*Problem to solve*: Exactly as written, retype the listing below, omitting the pictures.

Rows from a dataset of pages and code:
-=-=-=-=-

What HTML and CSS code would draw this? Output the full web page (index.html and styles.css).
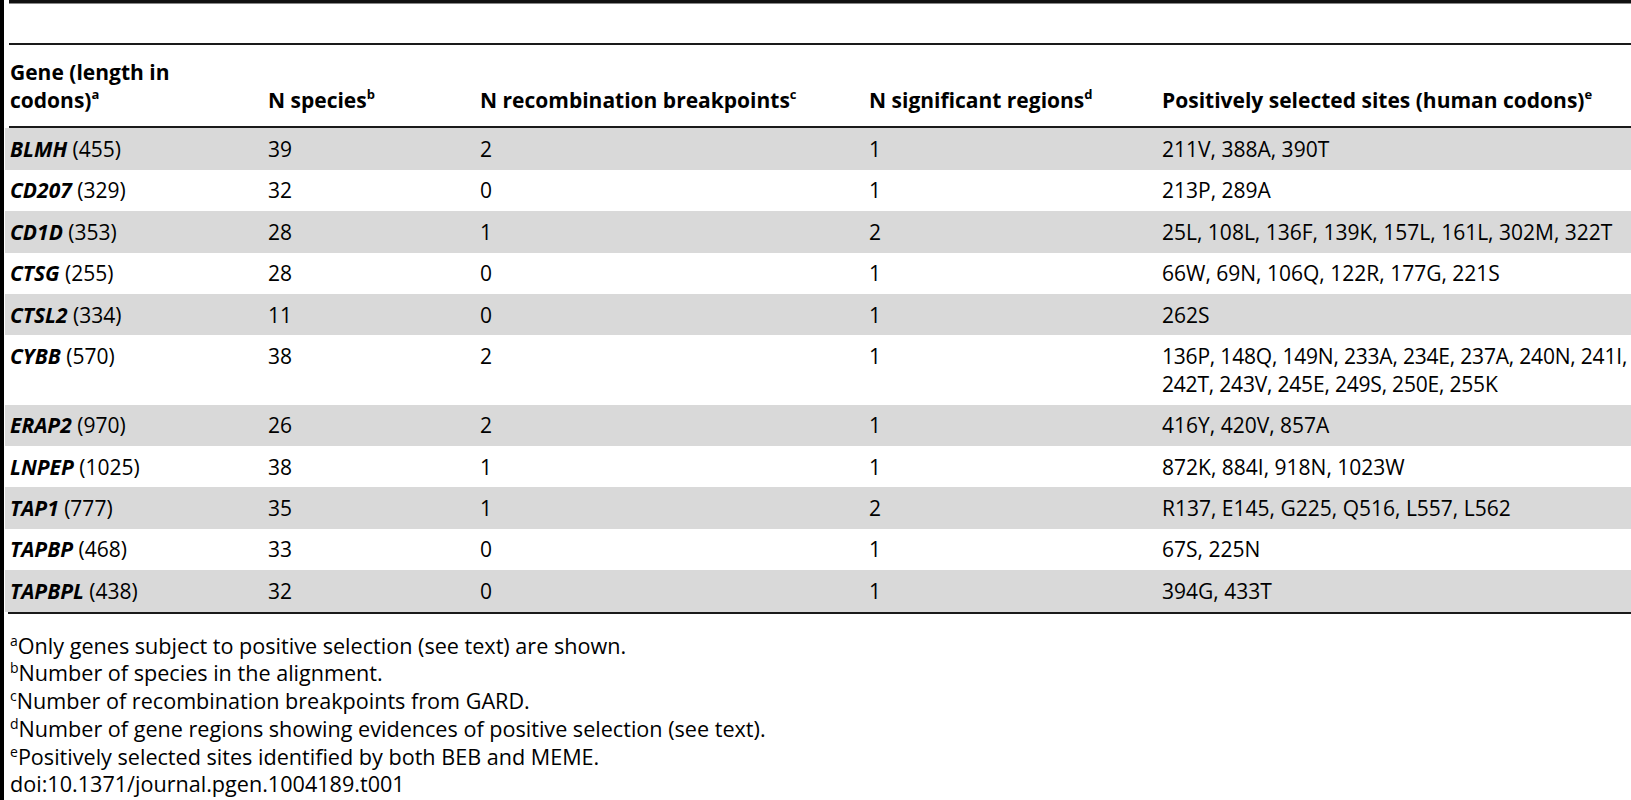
FILE: index.html
```html
<!DOCTYPE html>
<html lang="en">
<head>
    <meta charset="UTF-8">
    <meta name="viewport" content="width=device-width, initial-scale=1.0">
    <title>Table 1 - Positively selected genes</title>
    <link rel="stylesheet" href="styles.css">
</head>
<body>
    <div class="page">
        <!-- Rules above the header -->
        <div class="rule rule-top"></div>
        <div class="rule rule-thin"></div>

        <div class="data-table">
            <!-- Header -->
            <div class="row head-row">
                <div class="cell gene-col">Gene (length in codons)<sup>a</sup></div>
                <div class="cell">N species<sup>b</sup></div>
                <div class="cell">N recombination breakpoints<sup>c</sup></div>
                <div class="cell">N significant regions<sup>d</sup></div>
                <div class="cell">Positively selected sites (human codons)<sup>e</sup></div>
            </div>
            <div class="rule rule-mid"></div>

            <!-- Body -->
            <div class="row shaded">
                <div class="cell"><em class="gene">BLMH</em> (455)</div>
                <div class="cell">39</div>
                <div class="cell">2</div>
                <div class="cell">1</div>
                <div class="cell">211V, 388A, 390T</div>
            </div>
            <div class="row">
                <div class="cell"><em class="gene">CD207</em> (329)</div>
                <div class="cell">32</div>
                <div class="cell">0</div>
                <div class="cell">1</div>
                <div class="cell">213P, 289A</div>
            </div>
            <div class="row shaded">
                <div class="cell"><em class="gene">CD1D</em> (353)</div>
                <div class="cell">28</div>
                <div class="cell">1</div>
                <div class="cell">2</div>
                <div class="cell">25L, 108L, 136F, 139K, 157L, 161L, 302M, 322T</div>
            </div>
            <div class="row">
                <div class="cell"><em class="gene">CTSG</em> (255)</div>
                <div class="cell">28</div>
                <div class="cell">0</div>
                <div class="cell">1</div>
                <div class="cell">66W, 69N, 106Q, 122R, 177G, 221S</div>
            </div>
            <div class="row shaded">
                <div class="cell"><em class="gene">CTSL2</em> (334)</div>
                <div class="cell">11</div>
                <div class="cell">0</div>
                <div class="cell">1</div>
                <div class="cell">262S</div>
            </div>
            <div class="row">
                <div class="cell"><em class="gene">CYBB</em> (570)</div>
                <div class="cell">38</div>
                <div class="cell">2</div>
                <div class="cell">1</div>
                <div class="cell long-list">136P, 148Q, 149N, 233A, 234E, 237A, 240N, 241I,<br>242T, 243V, 245E, 249S, 250E, 255K</div>
            </div>
            <div class="row shaded">
                <div class="cell"><em class="gene">ERAP2</em> (970)</div>
                <div class="cell">26</div>
                <div class="cell">2</div>
                <div class="cell">1</div>
                <div class="cell">416Y, 420V, 857A</div>
            </div>
            <div class="row">
                <div class="cell"><em class="gene">LNPEP</em> (1025)</div>
                <div class="cell">38</div>
                <div class="cell">1</div>
                <div class="cell">1</div>
                <div class="cell">872K, 884I, 918N, 1023W</div>
            </div>
            <div class="row shaded">
                <div class="cell"><em class="gene">TAP1</em> (777)</div>
                <div class="cell">35</div>
                <div class="cell">1</div>
                <div class="cell">2</div>
                <div class="cell">R137, E145, G225, Q516, L557, L562</div>
            </div>
            <div class="row">
                <div class="cell"><em class="gene">TAPBP</em> (468)</div>
                <div class="cell">33</div>
                <div class="cell">0</div>
                <div class="cell">1</div>
                <div class="cell">67S, 225N</div>
            </div>
            <div class="row shaded">
                <div class="cell"><em class="gene">TAPBPL</em> (438)</div>
                <div class="cell">32</div>
                <div class="cell">0</div>
                <div class="cell">1</div>
                <div class="cell">394G, 433T</div>
            </div>
        </div>
        <div class="rule rule-mid"></div>

        <!-- Footnotes -->
        <div class="notes">
            <p><sup>a</sup>Only genes subject to positive selection (see text) are shown.</p>
            <p><sup>b</sup>Number of species in the alignment.</p>
            <p><sup>c</sup>Number of recombination breakpoints from GARD.</p>
            <p><sup>d</sup>Number of gene regions showing evidences of positive selection (see text).</p>
            <p><sup>e</sup>Positively selected sites identified by both BEB and MEME.</p>
            <p>doi:10.1371/journal.pgen.1004189.t001</p>
        </div>
    </div>
</body>
</html>
```

FILE: styles.css
```css
body {
    margin: 0;
    background: white;
    font-family: 'Open Sans', 'Noto Sans', sans-serif;
    color: #000;
}

.page {
    border-left: 4px solid #000;
    min-height: 100vh;
    box-sizing: border-box;
    overflow: hidden;
}

.rule {
    margin-left: 5px;
}

.rule-top {
    height: 0;
    border-top: 3px solid #111;
    border-bottom: 1px solid #888;
    margin-bottom: 39px;
}

.rule-thin,
.rule-mid {
    height: 2px;
    background: #1a1a1a;
}

.rule-mid {
    margin-left: 4px;
}

.data-table {
    margin-left: 1px;
}

.row {
    display: grid;
    grid-template-columns: 258px 212px 389px 293px 1fr;
    font-size: 21px;
    line-height: 28px;
}

.row.shaded {
    background: #d9d9d9;
}

.cell {
    padding: 6.7px 5px;
}

.head-row {
    align-items: end;
    font-weight: 700;
    padding: 6px 0;
}

.head-row .gene-col {
    max-width: 200px;
}

.long-list {
    padding-right: 0;
    white-space: nowrap;
    letter-spacing: -0.2px;
}

sup {
    font-size: 13px;
    line-height: 0;
    vertical-align: 9px;
}

.gene {
    font-weight: 700;
    font-style: italic;
}

.notes {
    padding: 18px 0 0 6px;
    font-size: 21.6px;
    line-height: 27.8px;
}

.notes p {
    margin: 0;
}

.notes sup {
    font-size: 14px;
    vertical-align: 8px;
}
```
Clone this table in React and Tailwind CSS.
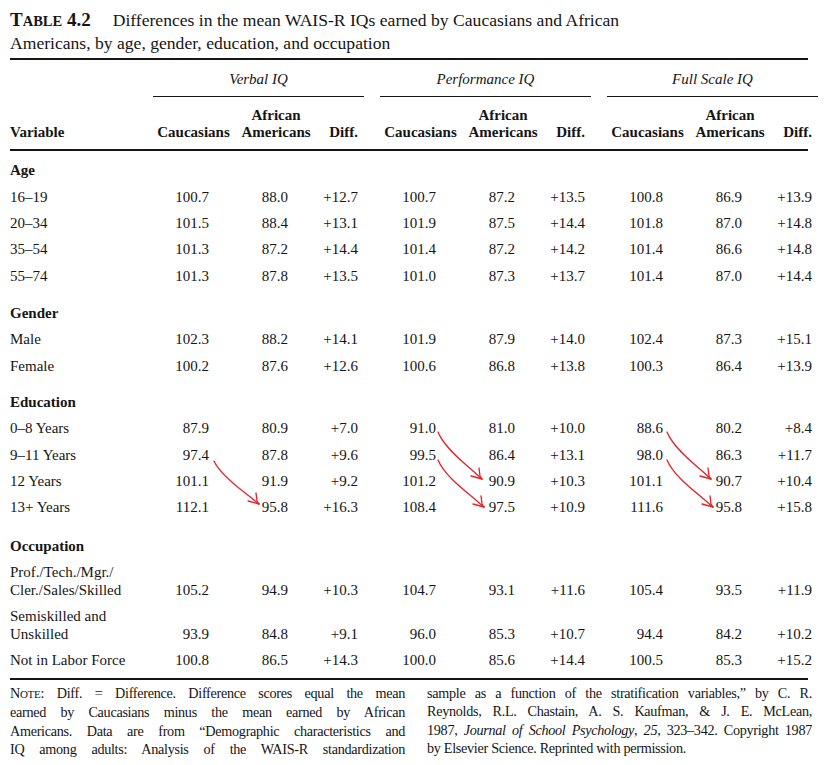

-=-=-=-=-

*Written answer*:
What HTML and CSS code would draw this? Output the full web page (index.html and styles.css).
FILE: index.html
```html
<!DOCTYPE html>
<html lang="en">
<head>
    <meta charset="UTF-8">
    <meta name="viewport" content="width=device-width, initial-scale=1.0">
    <title>Table 1 - Positively selected genes</title>
    <link rel="stylesheet" href="styles.css">
</head>
<body>
    <div class="page">
        <!-- Rules above the header -->
        <div class="rule rule-top"></div>
        <div class="rule rule-thin"></div>

        <div class="data-table">
            <!-- Header -->
            <div class="row head-row">
                <div class="cell gene-col">Gene (length in codons)<sup>a</sup></div>
                <div class="cell">N species<sup>b</sup></div>
                <div class="cell">N recombination breakpoints<sup>c</sup></div>
                <div class="cell">N significant regions<sup>d</sup></div>
                <div class="cell">Positively selected sites (human codons)<sup>e</sup></div>
            </div>
            <div class="rule rule-mid"></div>

            <!-- Body -->
            <div class="row shaded">
                <div class="cell"><em class="gene">BLMH</em> (455)</div>
                <div class="cell">39</div>
                <div class="cell">2</div>
                <div class="cell">1</div>
                <div class="cell">211V, 388A, 390T</div>
            </div>
            <div class="row">
                <div class="cell"><em class="gene">CD207</em> (329)</div>
                <div class="cell">32</div>
                <div class="cell">0</div>
                <div class="cell">1</div>
                <div class="cell">213P, 289A</div>
            </div>
            <div class="row shaded">
                <div class="cell"><em class="gene">CD1D</em> (353)</div>
                <div class="cell">28</div>
                <div class="cell">1</div>
                <div class="cell">2</div>
                <div class="cell">25L, 108L, 136F, 139K, 157L, 161L, 302M, 322T</div>
            </div>
            <div class="row">
                <div class="cell"><em class="gene">CTSG</em> (255)</div>
                <div class="cell">28</div>
                <div class="cell">0</div>
                <div class="cell">1</div>
                <div class="cell">66W, 69N, 106Q, 122R, 177G, 221S</div>
            </div>
            <div class="row shaded">
                <div class="cell"><em class="gene">CTSL2</em> (334)</div>
                <div class="cell">11</div>
                <div class="cell">0</div>
                <div class="cell">1</div>
                <div class="cell">262S</div>
            </div>
            <div class="row">
                <div class="cell"><em class="gene">CYBB</em> (570)</div>
                <div class="cell">38</div>
                <div class="cell">2</div>
                <div class="cell">1</div>
                <div class="cell long-list">136P, 148Q, 149N, 233A, 234E, 237A, 240N, 241I,<br>242T, 243V, 245E, 249S, 250E, 255K</div>
            </div>
            <div class="row shaded">
                <div class="cell"><em class="gene">ERAP2</em> (970)</div>
                <div class="cell">26</div>
                <div class="cell">2</div>
                <div class="cell">1</div>
                <div class="cell">416Y, 420V, 857A</div>
            </div>
            <div class="row">
                <div class="cell"><em class="gene">LNPEP</em> (1025)</div>
                <div class="cell">38</div>
                <div class="cell">1</div>
                <div class="cell">1</div>
                <div class="cell">872K, 884I, 918N, 1023W</div>
            </div>
            <div class="row shaded">
                <div class="cell"><em class="gene">TAP1</em> (777)</div>
                <div class="cell">35</div>
                <div class="cell">1</div>
                <div class="cell">2</div>
                <div class="cell">R137, E145, G225, Q516, L557, L562</div>
            </div>
            <div class="row">
                <div class="cell"><em class="gene">TAPBP</em> (468)</div>
                <div class="cell">33</div>
                <div class="cell">0</div>
                <div class="cell">1</div>
                <div class="cell">67S, 225N</div>
            </div>
            <div class="row shaded">
                <div class="cell"><em class="gene">TAPBPL</em> (438)</div>
                <div class="cell">32</div>
                <div class="cell">0</div>
                <div class="cell">1</div>
                <div class="cell">394G, 433T</div>
            </div>
        </div>
        <div class="rule rule-mid"></div>

        <!-- Footnotes -->
        <div class="notes">
            <p><sup>a</sup>Only genes subject to positive selection (see text) are shown.</p>
            <p><sup>b</sup>Number of species in the alignment.</p>
            <p><sup>c</sup>Number of recombination breakpoints from GARD.</p>
            <p><sup>d</sup>Number of gene regions showing evidences of positive selection (see text).</p>
            <p><sup>e</sup>Positively selected sites identified by both BEB and MEME.</p>
            <p>doi:10.1371/journal.pgen.1004189.t001</p>
        </div>
    </div>
</body>
</html>
```

FILE: styles.css
```css
body {
    margin: 0;
    background: white;
    font-family: 'Open Sans', 'Noto Sans', sans-serif;
    color: #000;
}

.page {
    border-left: 4px solid #000;
    min-height: 100vh;
    box-sizing: border-box;
    overflow: hidden;
}

.rule {
    margin-left: 5px;
}

.rule-top {
    height: 0;
    border-top: 3px solid #111;
    border-bottom: 1px solid #888;
    margin-bottom: 39px;
}

.rule-thin,
.rule-mid {
    height: 2px;
    background: #1a1a1a;
}

.rule-mid {
    margin-left: 4px;
}

.data-table {
    margin-left: 1px;
}

.row {
    display: grid;
    grid-template-columns: 258px 212px 389px 293px 1fr;
    font-size: 21px;
    line-height: 28px;
}

.row.shaded {
    background: #d9d9d9;
}

.cell {
    padding: 6.7px 5px;
}

.head-row {
    align-items: end;
    font-weight: 700;
    padding: 6px 0;
}

.head-row .gene-col {
    max-width: 200px;
}

.long-list {
    padding-right: 0;
    white-space: nowrap;
    letter-spacing: -0.2px;
}

sup {
    font-size: 13px;
    line-height: 0;
    vertical-align: 9px;
}

.gene {
    font-weight: 700;
    font-style: italic;
}

.notes {
    padding: 18px 0 0 6px;
    font-size: 21.6px;
    line-height: 27.8px;
}

.notes p {
    margin: 0;
}

.notes sup {
    font-size: 14px;
    vertical-align: 8px;
}
```
Clone this table in React and Tailwind CSS.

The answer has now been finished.